Are North American investors retreating from Australian CRE?

In 2020, US and Canadian investors deployed the least amount of capital in the country out of all overseas buying groups, according to RCA.

Commercial real estate investment volumes in Australia dropped by 44 percent to A$27.6 billion ($21.2 billion; €17.9 billion) in 2020, as strict lockdowns and border closures coupled with unmatched pricing expectations hampered the pace of cross-border inflows.

Particularly striking was the retreat of North American investors from the market last year. According to transactions research house Real Capital Analytics’ Australia capital trends report, US institutions invested a total of $521.9 million in 2020, a stark decline from the $4.8 billion invested in the prior year. Canadian investors also had a similarly tepid year, investing $50.2 million last year versus $3.3 billion in 2019.
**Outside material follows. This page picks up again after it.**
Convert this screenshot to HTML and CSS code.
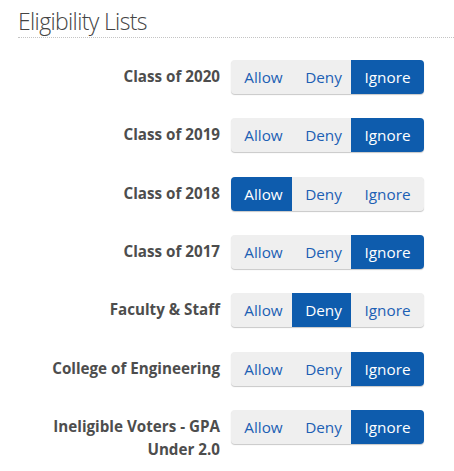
FILE: index.html
```html
<!DOCTYPE html>
<html>
<head>
<meta charset="utf-8">
<link rel="stylesheet" href="styles.css">
</head>
<body>
<div class="panel">
  <h2 class="title">Eligibility Lists</h2>
  <div class="rows">
    <div class="row">
      <div class="label">Class of 2020</div>
      <div class="group"><span class="seg allow">Allow</span><span class="seg deny">Deny</span><span class="seg ignore active">Ignore</span></div>
    </div>
    <div class="row">
      <div class="label">Class of 2019</div>
      <div class="group"><span class="seg allow">Allow</span><span class="seg deny">Deny</span><span class="seg ignore active">Ignore</span></div>
    </div>
    <div class="row">
      <div class="label">Class of 2018</div>
      <div class="group"><span class="seg allow active">Allow</span><span class="seg deny">Deny</span><span class="seg ignore">Ignore</span></div>
    </div>
    <div class="row">
      <div class="label">Class of 2017</div>
      <div class="group"><span class="seg allow">Allow</span><span class="seg deny">Deny</span><span class="seg ignore active">Ignore</span></div>
    </div>
    <div class="row">
      <div class="label">Faculty &amp; Staff</div>
      <div class="group"><span class="seg allow">Allow</span><span class="seg deny active">Deny</span><span class="seg ignore">Ignore</span></div>
    </div>
    <div class="row">
      <div class="label">College of Engineering</div>
      <div class="group"><span class="seg allow">Allow</span><span class="seg deny">Deny</span><span class="seg ignore active">Ignore</span></div>
    </div>
    <div class="row">
      <div class="label">Ineligible Voters - GPA Under 2.0</div>
      <div class="group"><span class="seg allow">Allow</span><span class="seg deny">Deny</span><span class="seg ignore active">Ignore</span></div>
    </div>
  </div>
</div>
</body>
</html>
```
FILE: styles.css
```css
html, body {
  margin: 0;
  padding: 0;
  background: #ffffff;
}
body {
  font-family: "Open Sans", "Noto Sans", sans-serif;
  color: #4a4a4a;
}
.panel {
  padding: 6px 0 0 18px;
}
.title {
  margin: 0;
  font-size: 23px;
  font-weight: 300;
  letter-spacing: -0.65px;
  line-height: 30px;
  color: #444444;
  padding-bottom: 1px;
  border-bottom: 1px dotted #c4c4c4;
}
.rows {
  padding-top: 22px;
}
.row {
  display: flex;
  align-items: flex-start;
  margin-bottom: 24.33px;
}
.label {
  width: 202px;
  text-align: right;
  font-size: 15.2px;
  font-weight: 700;
  line-height: 23px;
  color: #4d4d4d;
  padding-top: 5px;
  margin-right: 11px;
}
.group {
  display: flex;
  height: 34px;
  border-radius: 4px;
  background: #efefef;
  box-shadow: 0 1px 1px rgba(0,0,0,0.22);
  overflow: hidden;
}
.seg {
  display: flex;
  align-items: center;
  justify-content: center;
  font-size: 15.3px;
  color: #1c60b4;
}
.seg.allow {
  width: 61px;
  padding-left: 4px;
  box-sizing: border-box;
}
.seg.deny {
  width: 59px;
  padding-left: 4px;
  box-sizing: border-box;
}
.seg.ignore {
  width: 73px;
}
.seg.active {
  background: #0e5cad;
  color: #ffffff;
}
```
As RCA analyst Benjamin Chow pointed out to PERE, North American investors had a quiet year across most of the world. They are understood to have consistently invested more than $10 billion per quarter abroad since 2011, but outbound allocations fell to a decade low of $8 billion in the third quarter of 2020, according to Chow.

However, the stark retreat from Australia can be attributed to a few specific factors. For one, Australia’s stringent lockdowns and near-shutdown in business travel meant only cross-border investors with local offices in the country were able to continue executing transactions during the pandemic. Some of the Canadian pension funds, for example, that had been doing deals out of their offices across Asia with little local presence in Australia itself, could have lost out as a result, agrees Chow.

However, valuations of certain property types also influenced their decision to pause investing. Chow told PERE there was a divergence in the pricing expectations of different buying groups when it came to the office and retail sector.

“Based on the offerings we observed, domestic sellers were generally holding out for pre-pandemic prices, which domestic buyers were extremely reluctant to match. Investors from Germany and Singapore, perhaps with a longer-term view of the Australian market, were more amenable to these pricing levels,” he explained. “Both of these investor groups were also more optimistic about the office and retail sectors worldwide, cutting their acquisitions in both sectors by around a quarter, in contrast with those from the US who halved their allocations in these property types.”

While US investors purchased fewer assets last year compared with their European and Singaporean counterparts, they were more active in selling assets. RCA’s research shows that private equity firm Blackstone, for example, is understood to have completed almost A$1 billion-worth of sales within the year.

The 2021 cross-border investing outlook for Australia, however, is believed to be more optimistic, according to RCA, with growing vaccine distribution and the relative lack of widespread resurgence in covid cases, unlike many other countries in the world.